見守りカメラとは、互いの様子を映像や通話で確認したり、異常検知などが出来るカメラ。
見守りサービスの1つとして設置される事もありますが、個人で購入しても使用できます。
ワイヤレスチャイムは、いわば家庭用のナースコールですね。
下記記事でそれぞれ解説してるので、興味があればご覧ください。
施設の介護機器にある「見守り機能」
老人ホームで使われる介護機器にも、色々な見守り機能が搭載されてます。
「様子観察」や「危機確認」の意味では、ナースコールやPHSなどもその1つですね。
代表的なモノや特徴的な内容をご紹介します。
見守りに使える介護機器
- ナースコール
- センサーマット(離床・起き上がり検知)
- 眠り、スリープスキャン(心拍・睡眠状況確認)
中でも代表的なのは、マットやベッドによるセンサー機能でしょうか。
これは起き上がりや離床を検知し、職員に知らせてくれる介護機器です。
主に転倒リスクのある方に使用し、職員が駆け付け付き添う為の機械です。
「睡眠状態」や「呼吸状態」が分かる見守りシステム
近年では、介護機器も進化しており、職員の負担軽減を意識した見守り機器も登場してます。
例え「眠りスキャン」「スリープスキャン」と呼ばれる見守りシステムがあります。
これらはベッドにセンサーを敷く事で、下記状態を把握できる機械です。
眠りスキャン等で分かる事
- 心拍や呼吸数
- 覚醒状況
- 体動や起き上がりの検知
これらを個別に把握し、PCやスマホなどでモニター管理できます。

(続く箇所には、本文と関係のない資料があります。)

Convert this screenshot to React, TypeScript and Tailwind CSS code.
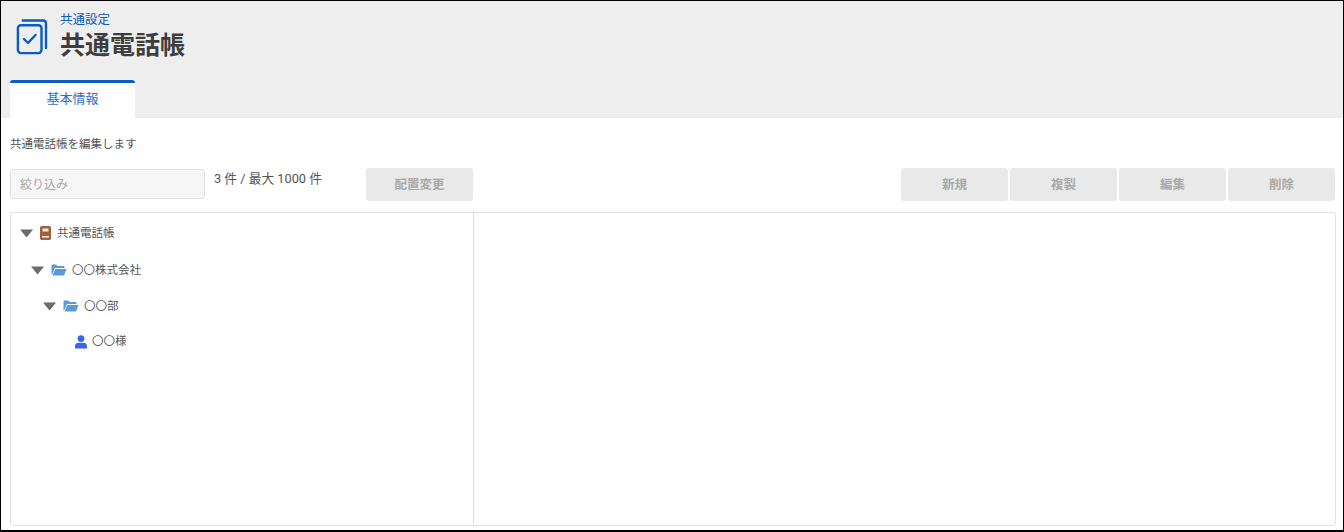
const FONT = "font-['Roboto','Noto_Sans_CJK_JP','Noto_Sans',sans-serif]";

function Caret() {
  return (
    <svg width="13" height="9" viewBox="0 0 13 9" className="shrink-0">
      <path d="M0 0.5H13L6.5 8.5Z" fill="#6b6b6b" />
    </svg>
  );
}

function Folder() {
  return (
    <svg width="16" height="12" viewBox="0 0 16 12" className="shrink-0">
      <path d="M0.5 1.5Q0.5 0.5 1.5 0.5H5L6.5 2H12.5Q13.5 2 13.5 3V4H4L1 10.5H0.5Z" fill="#5b9bd5" />
      <path d="M4.3 5H15.6L13 11.5H1.4Z" fill="#5b9bd5" />
    </svg>
  );
}

function Book() {
  return (
    <svg width="11" height="14" viewBox="0 0 11 14" className="shrink-0">
      <rect x="0" y="0" width="11" height="14" rx="1.8" fill="#a0603a" />
      <rect x="2.5" y="2.5" width="6" height="3" fill="#f5e9df" />
      <rect x="2" y="10" width="7" height="1.6" fill="#f5e9df" />
    </svg>
  );
}

function Person() {
  return (
    <svg width="12" height="14" viewBox="0 0 12 14" className="shrink-0">
      <circle cx="6" cy="3.6" r="3.4" fill="#3a66e8" />
      <path d="M0 13.6V11.4Q0 7.8 3.5 7.8H8.5Q12 7.8 12 11.4V13.6Z" fill="#3a66e8" />
    </svg>
  );
}

function ActionButton({ label }: { label: string }) {
  return (
    <button className="h-[33px] w-[107px] rounded-[3px] bg-[#e9e9e9] pt-[2px] text-[12.5px] font-bold text-[#a9a9a9]">
      {label}
    </button>
  );
}

export default function App() {
  return (
    <div className={`${FONT} h-[532px] w-[1344px] overflow-hidden border border-b-2 border-black bg-white text-[#444444]`}>
      <header className="flex h-[117px] flex-col bg-[#eeeeee]">
        <div className="flex items-start pl-[14px] pt-[11px]">
          <svg width="34" height="38" viewBox="0 0 34 38" fill="none" className="mt-[6px] shrink-0" stroke="#0b5cc0" strokeWidth="2.4">
            <rect x="2.9" y="7.2" width="23.6" height="27.9" rx="3" />
            <path d="M7.7 2.5H28Q31 2.5 31 5.5V30" strokeLinecap="round" />
            <path d="M9 21L13 25L20.5 17" strokeWidth="2.4" strokeLinecap="round" strokeLinejoin="round" />
          </svg>
          <div className="ml-[11px] flex flex-col">
            <div className="text-[12.5px] leading-[16px] text-[#0b5cc0]">共通設定</div>
            <div className="mt-[1px] text-[25px] font-bold leading-[34px] text-[#3e3e3e]">共通電話帳</div>
          </div>
        </div>
        <div className="mt-auto pl-[9px]">
          <div className="flex h-[38px] w-[125px] items-center justify-center rounded-t-[3px] border-t-[3px] border-[#0b5cc0] bg-white pb-[4px] text-[13px] text-[#2f6fc4]">
            基本情報
          </div>
        </div>
      </header>

      <main className="pl-[9px] pr-[8px]">
        <p className="pt-[18px] text-[11.5px] leading-[16px] text-[#555555]">共通電話帳を編集します</p>

        <div className="mt-[16px] flex items-start">
          <div className="mt-[1px] flex h-[30px] w-[195px] items-center rounded-[3px] border border-[#e2e2e2] bg-[#f6f6f6] pl-[9px] pt-[2px] text-[12px] text-[#a6a6a6]">
            絞り込み
          </div>
          <span className="ml-[9px] mt-[3px] text-[12.75px] leading-[16px] text-[#555555]">3 件 / 最大 1000 件</span>
          <div className="ml-[44px]">
            <ActionButton label="配置変更" />
          </div>
          <div className="ml-auto flex gap-[2px]">
            <ActionButton label="新規" />
            <ActionButton label="複製" />
            <ActionButton label="編集" />
            <ActionButton label="削除" />
          </div>
        </div>

        <div className="mt-[11px] flex h-[314px] w-[1326px] rounded-[3px] border border-[#e2e2e2] text-[11.5px] text-[#555555]">
          <div className="w-[463px] shrink-0 border-r border-[#e2e2e2]">
            <div className="mt-[10px] flex h-[20px] items-center pl-[9px]">
              <Caret />
              <span className="ml-[7px]"><Book /></span>
              <span className="ml-[6px] pt-[2px]">共通電話帳</span>
            </div>
            <div className="mt-[17px] flex h-[20px] items-center pl-[20px]">
              <Caret />
              <span className="ml-[7px]"><Folder /></span>
              <span className="ml-[5px] pt-[2px]">〇〇株式会社</span>
            </div>
            <div className="mt-[16px] flex h-[20px] items-center pl-[32px]">
              <Caret />
              <span className="ml-[7px]"><Folder /></span>
              <span className="ml-[5px] pt-[2px]">〇〇部</span>
            </div>
            <div className="mt-[16px] flex h-[20px] items-center pl-[64px]">
              <Person />
              <span className="ml-[5px]">〇〇様</span>
            </div>
          </div>
          <div className="flex-1" />
        </div>
      </main>
    </div>
  );
}
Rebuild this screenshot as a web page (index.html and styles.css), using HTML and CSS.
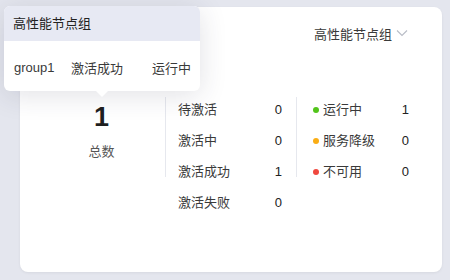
FILE: index.html
```html
<html lang="zh-CN">

<head>
	<title>高性能节点组</title>
	<meta charset="utf-8">
	<meta name="viewport" content="width=device-width, initial-scale=1.0">
	<link rel="stylesheet" href="styles.css">
</head>

<body>
	<div class="card">
		<div class="head">
			<span>高性能节点组</span>
			<svg class="chevron" width="12" height="8" viewBox="0 0 12 8">
				<path d="M1 1.5 L6 6.5 L11 1.5" fill="none" stroke="#b8bcc6" stroke-width="1.1"></path>
			</svg>
		</div>

		<div class="stats">
			<div class="total">
				<div class="total-num">1</div>
				<div class="total-label">总数</div>
			</div>
			<div class="devider"></div>

			<div class="list active">
				<div class="row"><span>待激活</span><b>0</b></div>
				<div class="row"><span>激活中</span><b>0</b></div>
				<div class="row"><span>激活成功</span><b>1</b></div>
				<div class="row"><span>激活失败</span><b>0</b></div>
			</div>
			<div class="devider"></div>

			<div class="list status">
				<div class="row"><span><i class="dot green"></i>运行中</span><b>1</b></div>
				<div class="row"><span><i class="dot orange"></i>服务降级</span><b>0</b></div>
				<div class="row"><span><i class="dot red"></i>不可用</span><b>0</b></div>
			</div>
		</div>
	</div>

	<div class="tooltip">
		<div class="tooltip-title">高性能节点组</div>
		<div class="tooltip-body">
			<span>group1</span>
			<span>激活成功</span>
			<span>运行中</span>
		</div>
	</div>
</body>
</html>
```

FILE: styles.css
```css
html, body {
	margin: 0;
	padding: 0;
	color: #3a3a3a;
	font-family: "Liberation Sans", "Noto Sans CJK SC", sans-serif;
	font-size: 13px;
}

*, *:before, *:after {
	box-sizing: border-box;
}

body {
	background: #e4e6ee;
	padding: 7px 8px 8px 20px;
	height: 280px;
	position: relative;
}

.card {
	background: #fff;
	border-radius: 8px;
	height: 265px;
	padding: 16px 34px 0 18px;
	box-shadow: 0 1px 3px rgba(0, 0, 0, .06);
}

.head {
	display: flex;
	justify-content: flex-end;
	align-items: center;
	height: 20px;
}

.head .chevron {
	margin-left: 4px;
}

.stats {
	display: flex;
	align-items: flex-start;
	margin-top: 54px;
}

.stats > div {
	flex-shrink: 0;
}

.total {
	width: 127px;
	height: 81px;
	display: flex;
	flex-direction: column;
	align-items: center;
	padding-top: 8px;
}

.total-num {
	font-size: 27px;
	font-weight: bold;
	line-height: 24px;
	color: #1f1f1f;
}

.total-label {
	margin-top: 16px;
	color: #555;
	line-height: 14px;
}

.devider {
	width: 1px;
	height: 80px;
	background: #e6e8ee;
}

.list {
	display: flex;
	flex-direction: column;
	gap: 11px;
	margin-top: 3px;
}

.list .row {
	display: flex;
	justify-content: space-between;
	align-items: center;
	height: 20px;
	line-height: 20px;
}

.list .row b {
	font-weight: normal;
	color: #222;
}

.active {
	width: 130px;
	padding: 0 14px 0 12px;
}

.status {
	width: 130px;
	padding: 0 18px 0 16px;
}

.dot {
	display: inline-block;
	width: 6px;
	height: 6px;
	border-radius: 50%;
	margin-right: 4px;
	vertical-align: 1px;
}

.dot.green {
	background: #52c41a;
}

.dot.orange {
	background: #faad14;
}

.dot.red {
	background: #f0483e;
}

.tooltip {
	position: absolute;
	top: 6px;
	left: 4px;
	width: 196px;
	height: 85px;
	background: #fff;
	border-radius: 6px;
	box-shadow: 0 4px 28px rgba(40, 45, 70, .14);
}

.tooltip:after {
	content: "";
	position: absolute;
	left: 92px;
	bottom: -6px;
	border-left: 6px solid transparent;
	border-right: 6px solid transparent;
	border-top: 6px solid #fff;
}

.tooltip-title {
	height: 35px;
	line-height: 35px;
	padding-left: 9px;
	background: #e7e9f3;
	border-radius: 6px 6px 0 0;
	color: #222;
}

.tooltip-body {
	display: grid;
	grid-template-columns: 57px 81px auto;
	align-items: center;
	height: 50px;
	padding: 2px 0 0 10px;
}
```
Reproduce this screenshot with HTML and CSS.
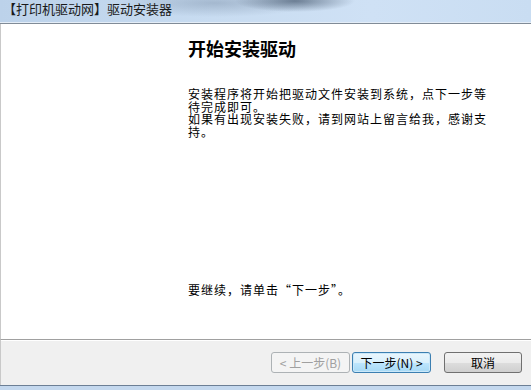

こうした見守りシステムの登場で、利用者様の生活に合わせたケアや状態の分析などが可能になりました。
介護職員の負担軽減だけでなく、利用者様の生活満足度を高める為にも使用されます。
近年では、膀胱内の尿を測定するセンサーも登場しました。
これにも、起き上がり検知等の見守りセンサー機能が搭載されてます。
介護機器の見守り機能も日々進化しており、なかなか面白いですよ。
見守りの目的はどれも「安全や健康を守る」こと
今回は、介護における「見守りの内容や意味」を幅広くお伝えしました。
色々書きましたが、結局のところ見守りの意味は「相手の安全や健康に注意を払う事」です。
その為の業務やケア、家電や機器の機能など、見守りの方法は様々です。
介護をしていると、介護事故を防ぐ難しさを実感させられます。
転倒による骨折、ベッドからの転落など、高齢者介護ではあらゆる所に危険が潜んでいます。
また見守りで重要となるのは、相手を観察し理解や気付きを増やす姿勢です。
そうする事で介護機器の便利機能も、さらに活かす事が出来ます。
安全を守る意味では、「介護記録」や「ヒヤリハット」も重要です。